GM’s Nickel and Diming

Will the tentative agreement be voted up or down? UAW officials are promoting it as a win, even as they acknowledge the plant closings. Lordstown workers say they will reject it and are encouraging others to do the same. An early remark on a Listserv offered this appraisal: “Same as last contract. No plant closing and need UAW approval to use temps. GM violated those provisions last time so why trust it now?”

Yet despite disappointment over how little was gained after five weeks on the picket line, the majority of workers will probably vote yes — and all it takes is a simple majority. Some may weigh benefits and drawbacks and reluctantly vote yes, eager to conclude a grinding strike and perhaps not realizing how much outsourcing has occurred. Others may feel this negotiating team is incapable of bringing back a better deal.

As of yesterday morning, the total number of “no” votes stands at 2,161 out of 5,869 cast. The largest local to weigh in so far is the Spring Hill, Tennessee assembly plant, where much work is outsourced. The local voted down the deal, but only by 51 percent.

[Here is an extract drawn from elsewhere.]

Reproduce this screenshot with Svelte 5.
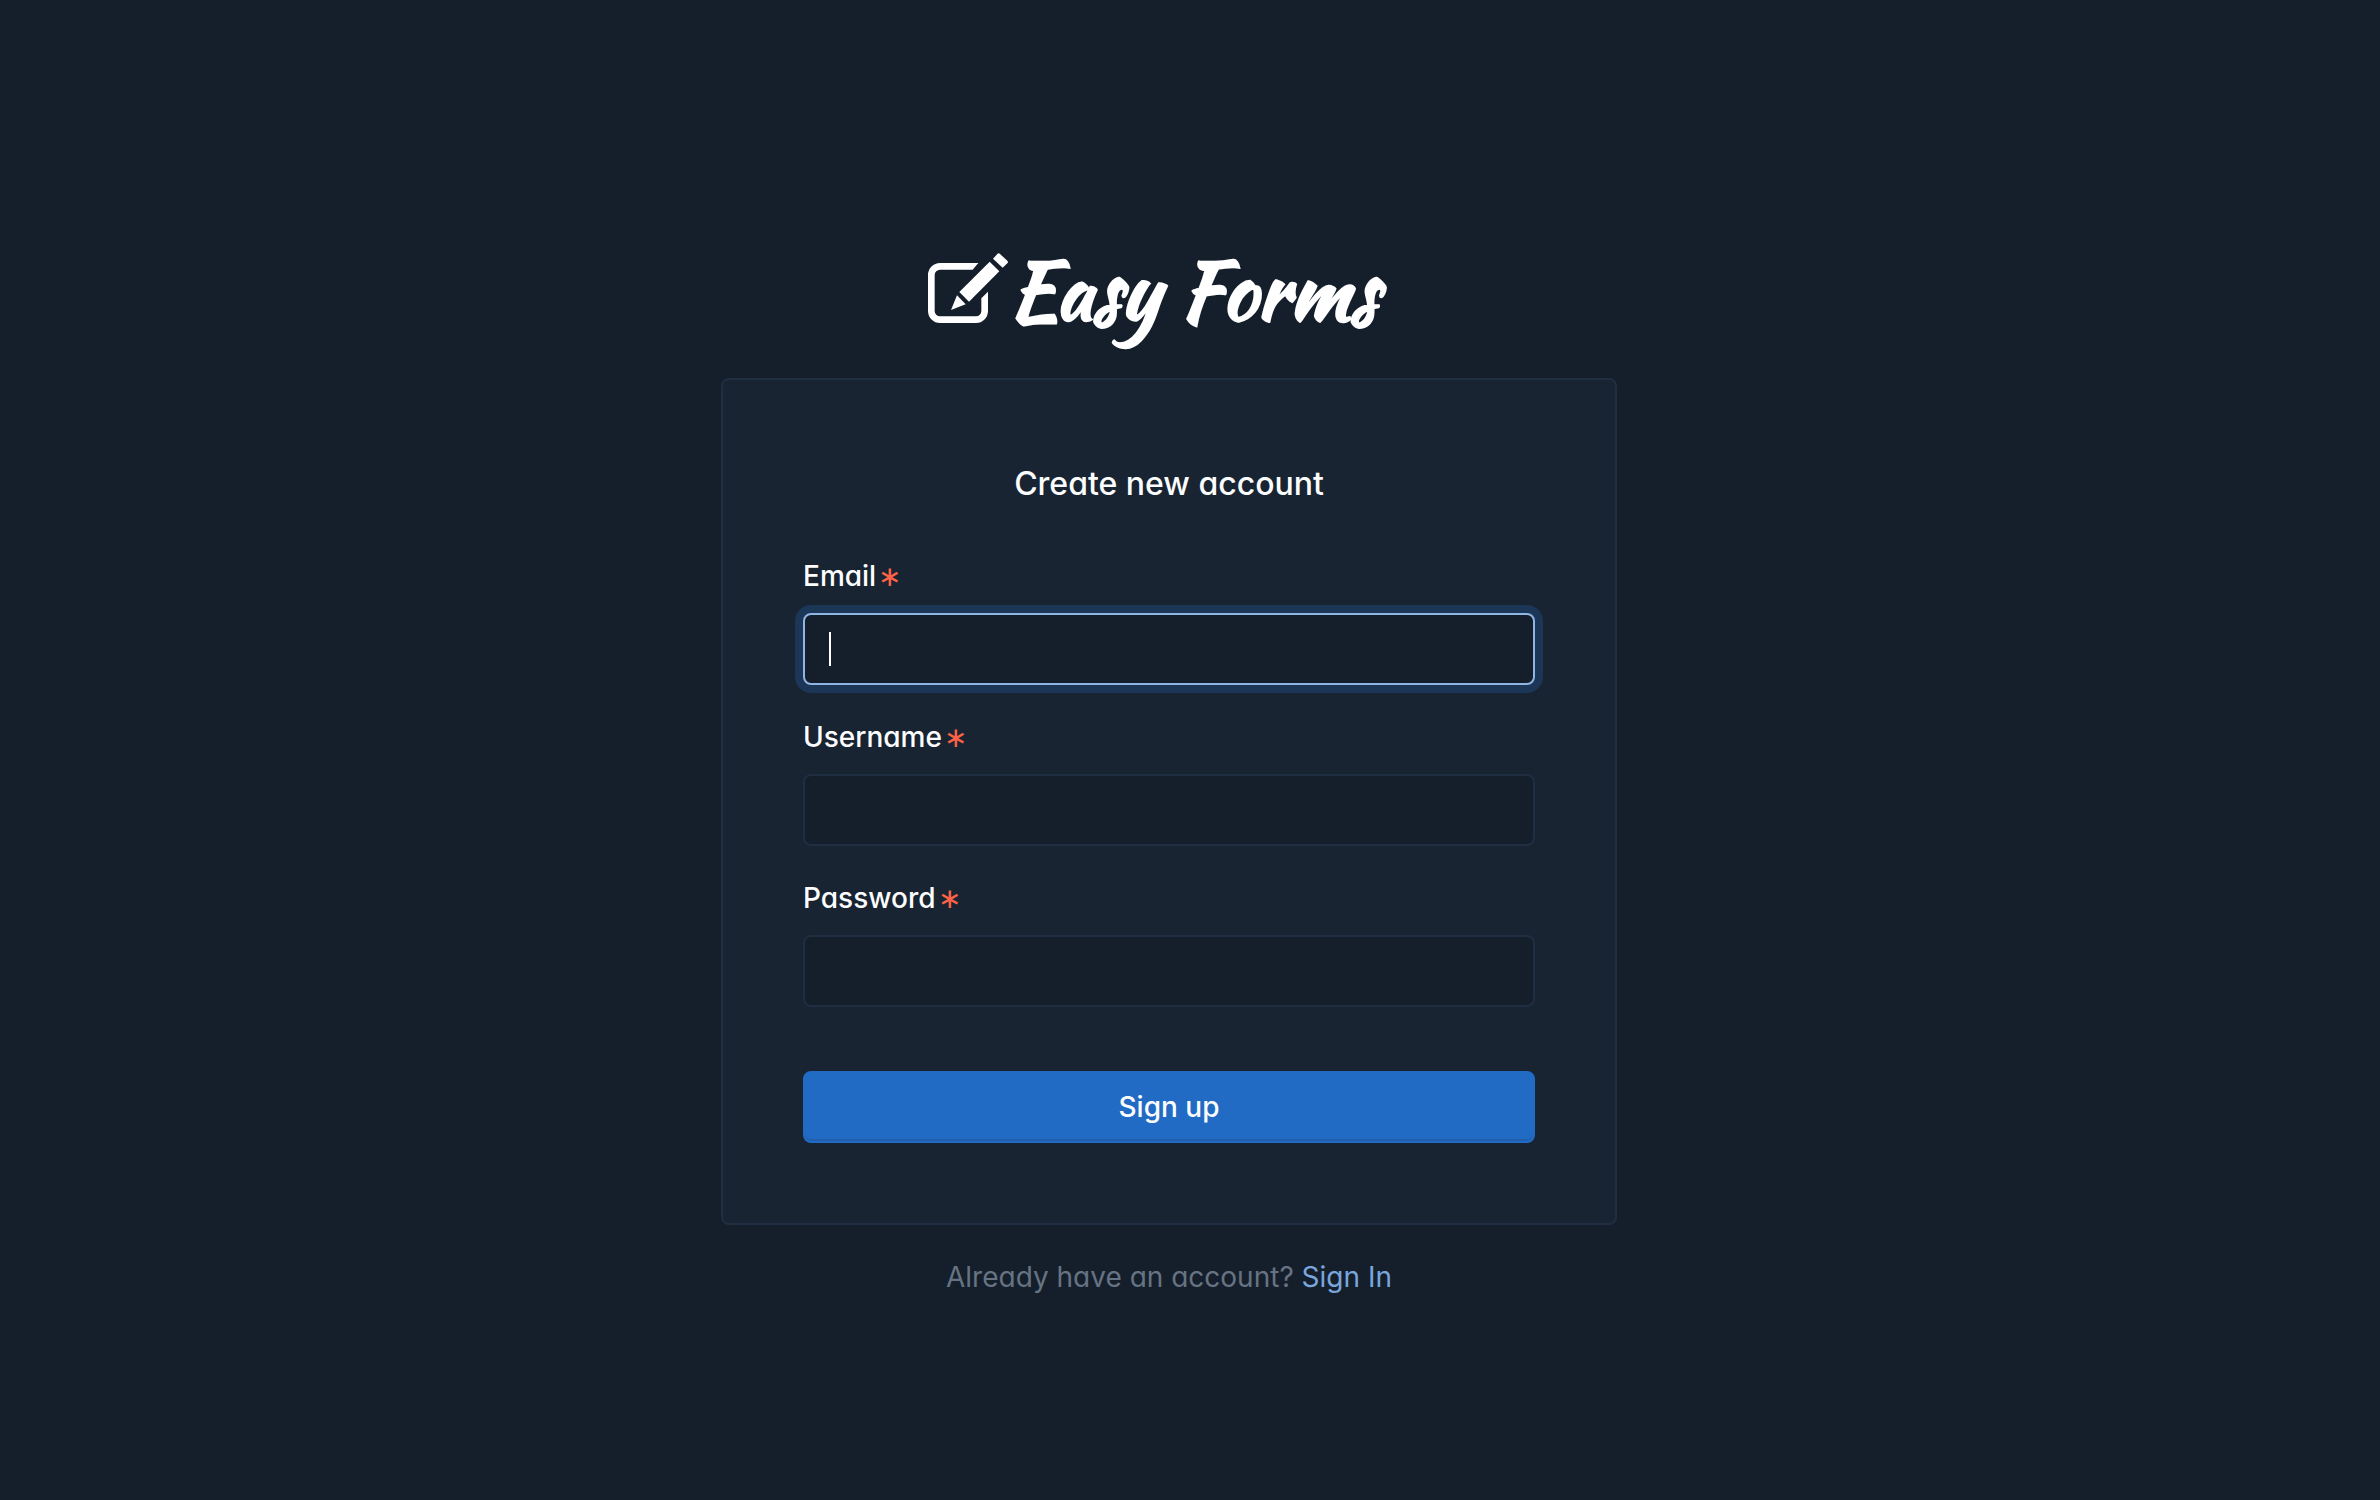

Perhaps as many as 40 percent will vote against the agreement. The question is whether they can become a core capable of stepping forward to challenge the concessions. If so, the autoworkers in the still-unorganized transplants like Volkswagen would have a leadership model they could use to transform their own working conditions.

The dream the strikers have had on the picket line these last few weeks was one of equality. Hopefully, the solidarity will not disappear as the burn barrels and tents are taken down.